• What is asked: Go through the listing and set it down exactly, leaving out its pictures.
━━ Stored data ━━
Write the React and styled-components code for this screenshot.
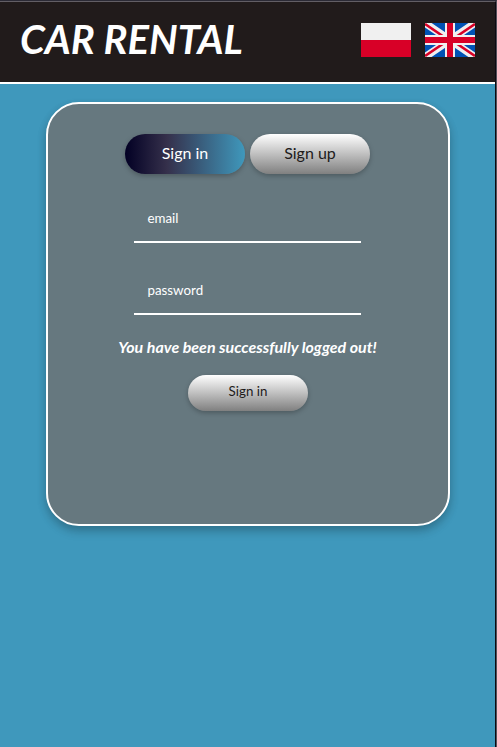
import React from "react";
import styled, { createGlobalStyle } from "styled-components";

const GlobalStyle = createGlobalStyle`
  *, *::before, *::after { box-sizing: border-box; }
  body { margin: 0; background: #3f98bc; font-family: Lato, sans-serif; }
  button, input { font-family: inherit; }
`;

const Page = styled.div`
  display: flex;
  flex-direction: column;
  width: 497px;
  height: 747px;
  overflow: hidden;
  background: #3f98bc;
  border-top: 1px solid #2b2a35;
  border-right: 1px solid #55505a;
`;

const Frame = styled.div`
  flex: 1;
  border-top: 1px solid #625e65;
  border-right: 1px solid #0c0a12;
`;

const Header = styled.header`
  display: flex;
  align-items: center;
  justify-content: space-between;
  height: 82px;
  padding: 0 20px 4px;
  background: #211b1b;
  border-bottom: 2px solid #fff;
`;

const Title = styled.h1`
  margin: 0 0 2px;
  color: #fff;
  font-size: 40px;
  line-height: 48px;
  font-style: italic;
  font-weight: 700;
  white-space: nowrap;
`;

const Flags = styled.div`
  display: flex;
  gap: 14px;
`;

const Flag = styled.svg`
  display: block;
  width: 50px;
  height: 34px;
`;

const Card = styled.main`
  display: flex;
  flex-direction: column;
  align-items: center;
  width: 404px;
  height: 424px;
  margin: 18px 0 0 46px;
  padding-top: 30px;
  background: #66787f;
  border: 2px solid #fff;
  border-radius: 33px;
  box-shadow: 0 4px 8px rgba(0, 0, 0, 0.2), 0 6px 12px rgba(0, 0, 0, 0.08);
`;

const Tabs = styled.div`
  display: flex;
  gap: 5px;
  margin-right: 1px;
`;

const PillButton = styled.button`
  width: 120px;
  height: ${(p) => (p.$small ? 36 : 40)}px;
  padding: ${(p) => (p.$small ? "0 1px 5px" : "0 0 3px")};
  border: 0;
  border-radius: 20px;
  color: ${(p) => (p.$active ? "#fff" : "#211b1b")};
  background: ${(p) =>
    p.$active
      ? "linear-gradient(90deg, #020024 0%, #35304b 35%, #3f98bc 100%)"
      : "linear-gradient(180deg, #fff 0%, #808080 100%)"};
  font-size: ${(p) => (p.$small ? 13.333 : 16)}px;
  box-shadow: 0 2px 5px rgba(0, 0, 0, 0.25);
`;

const Form = styled.form`
  display: flex;
  flex-direction: column;
  align-items: center;
  margin-top: 23px;
`;

const Field = styled.input`
  width: 227px;
  height: 46px;
  margin-bottom: 26px;
  padding: 0 13px 3px;
  border: 0;
  border-bottom: 2px solid #fff;
  background: transparent;
  color: #fff;
  font-size: 13.333px;
  outline: 0;

  &::placeholder { color: #fff; opacity: 1; }
`;

const Message = styled.p`
  margin: -4px 1px 19px 0;
  color: #fff;
  font-size: 16px;
  line-height: 19px;
  font-style: italic;
  font-weight: 700;
  white-space: nowrap;
`;

function PolishFlag() {
  return (
    <Flag viewBox="0 0 50 34" aria-label="Polski">
      <path fill="#f0f0f0" d="M0 0h50v17H0z" />
      <path fill="#d80027" d="M0 17h50v17H0z" />
    </Flag>
  );
}

function BritishFlag() {
  return (
    <Flag viewBox="0 0 50 34" aria-label="English">
      <path fill="#0052b4" d="M0 0h50v34H0z" />
      <path stroke="#f0f0f0" strokeWidth="7.4" d="M0 0l50 34M50 0L0 34" />
      <path stroke="#d80027" strokeWidth="2.6" d="M0 1l25 17M50 1L25 18M0 33l25-17M50 33L25 16" />
      <path fill="#f0f0f0" d="M20 0h10v12h20v10H30v12H20V22H0V12h20z" />
      <path fill="#d80027" d="M22 0h6v14h22v6H28v14h-6V20H0v-6h22z" />
    </Flag>
  );
}

export default function App() {
  return (
    <>
      <GlobalStyle />
      <Page>
        <Frame>
          <Header>
            <Title>CAR RENTAL</Title>
            <Flags>
              <PolishFlag />
              <BritishFlag />
            </Flags>
          </Header>
          <Card>
            <Tabs>
              <PillButton type="button" $active>Sign in</PillButton>
              <PillButton type="button">Sign up</PillButton>
            </Tabs>
            <Form>
              <Field type="text" placeholder="email" />
              <Field type="password" placeholder="password" />
              <Message>You have been successfully logged out!</Message>
              <PillButton type="button" $small>Sign in</PillButton>
            </Form>
          </Card>
        </Frame>
      </Page>
    </>
  );
}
━━━
• Response for this exercise:
Write the React and styled-components code for this screenshot.
import React from "react";
import styled, { createGlobalStyle } from "styled-components";

const GlobalStyle = createGlobalStyle`
  *, *::before, *::after { box-sizing: border-box; }
  body { margin: 0; background: #3f98bc; font-family: Lato, sans-serif; }
  button, input { font-family: inherit; }
`;

const Page = styled.div`
  display: flex;
  flex-direction: column;
  width: 497px;
  height: 747px;
  overflow: hidden;
  background: #3f98bc;
  border-top: 1px solid #2b2a35;
  border-right: 1px solid #55505a;
`;

const Frame = styled.div`
  flex: 1;
  border-top: 1px solid #625e65;
  border-right: 1px solid #0c0a12;
`;

const Header = styled.header`
  display: flex;
  align-items: center;
  justify-content: space-between;
  height: 82px;
  padding: 0 20px 4px;
  background: #211b1b;
  border-bottom: 2px solid #fff;
`;

const Title = styled.h1`
  margin: 0 0 2px;
  color: #fff;
  font-size: 40px;
  line-height: 48px;
  font-style: italic;
  font-weight: 700;
  white-space: nowrap;
`;

const Flags = styled.div`
  display: flex;
  gap: 14px;
`;

const Flag = styled.svg`
  display: block;
  width: 50px;
  height: 34px;
`;

const Card = styled.main`
  display: flex;
  flex-direction: column;
  align-items: center;
  width: 404px;
  height: 424px;
  margin: 18px 0 0 46px;
  padding-top: 30px;
  background: #66787f;
  border: 2px solid #fff;
  border-radius: 33px;
  box-shadow: 0 4px 8px rgba(0, 0, 0, 0.2), 0 6px 12px rgba(0, 0, 0, 0.08);
`;

const Tabs = styled.div`
  display: flex;
  gap: 5px;
  margin-right: 1px;
`;

const PillButton = styled.button`
  width: 120px;
  height: ${(p) => (p.$small ? 36 : 40)}px;
  padding: ${(p) => (p.$small ? "0 1px 5px" : "0 0 3px")};
  border: 0;
  border-radius: 20px;
  color: ${(p) => (p.$active ? "#fff" : "#211b1b")};
  background: ${(p) =>
    p.$active
      ? "linear-gradient(90deg, #020024 0%, #35304b 35%, #3f98bc 100%)"
      : "linear-gradient(180deg, #fff 0%, #808080 100%)"};
  font-size: ${(p) => (p.$small ? 13.333 : 16)}px;
  box-shadow: 0 2px 5px rgba(0, 0, 0, 0.25);
`;

const Form = styled.form`
  display: flex;
  flex-direction: column;
  align-items: center;
  margin-top: 23px;
`;

const Field = styled.input`
  width: 227px;
  height: 46px;
  margin-bottom: 26px;
  padding: 0 13px 3px;
  border: 0;
  border-bottom: 2px solid #fff;
  background: transparent;
  color: #fff;
  font-size: 13.333px;
  outline: 0;

  &::placeholder { color: #fff; opacity: 1; }
`;

const Message = styled.p`
  margin: -4px 1px 19px 0;
  color: #fff;
  font-size: 16px;
  line-height: 19px;
  font-style: italic;
  font-weight: 700;
  white-space: nowrap;
`;

function PolishFlag() {
  return (
    <Flag viewBox="0 0 50 34" aria-label="Polski">
      <path fill="#f0f0f0" d="M0 0h50v17H0z" />
      <path fill="#d80027" d="M0 17h50v17H0z" />
    </Flag>
  );
}

function BritishFlag() {
  return (
    <Flag viewBox="0 0 50 34" aria-label="English">
      <path fill="#0052b4" d="M0 0h50v34H0z" />
      <path stroke="#f0f0f0" strokeWidth="7.4" d="M0 0l50 34M50 0L0 34" />
      <path stroke="#d80027" strokeWidth="2.6" d="M0 1l25 17M50 1L25 18M0 33l25-17M50 33L25 16" />
      <path fill="#f0f0f0" d="M20 0h10v12h20v10H30v12H20V22H0V12h20z" />
      <path fill="#d80027" d="M22 0h6v14h22v6H28v14h-6V20H0v-6h22z" />
    </Flag>
  );
}

export default function App() {
  return (
    <>
      <GlobalStyle />
      <Page>
        <Frame>
          <Header>
            <Title>CAR RENTAL</Title>
            <Flags>
              <PolishFlag />
              <BritishFlag />
            </Flags>
          </Header>
          <Card>
            <Tabs>
              <PillButton type="button" $active>Sign in</PillButton>
              <PillButton type="button">Sign up</PillButton>
            </Tabs>
            <Form>
              <Field type="text" placeholder="email" />
              <Field type="password" placeholder="password" />
              <Message>You have been successfully logged out!</Message>
              <PillButton type="button" $small>Sign in</PillButton>
            </Form>
          </Card>
        </Frame>
      </Page>
    </>
  );
}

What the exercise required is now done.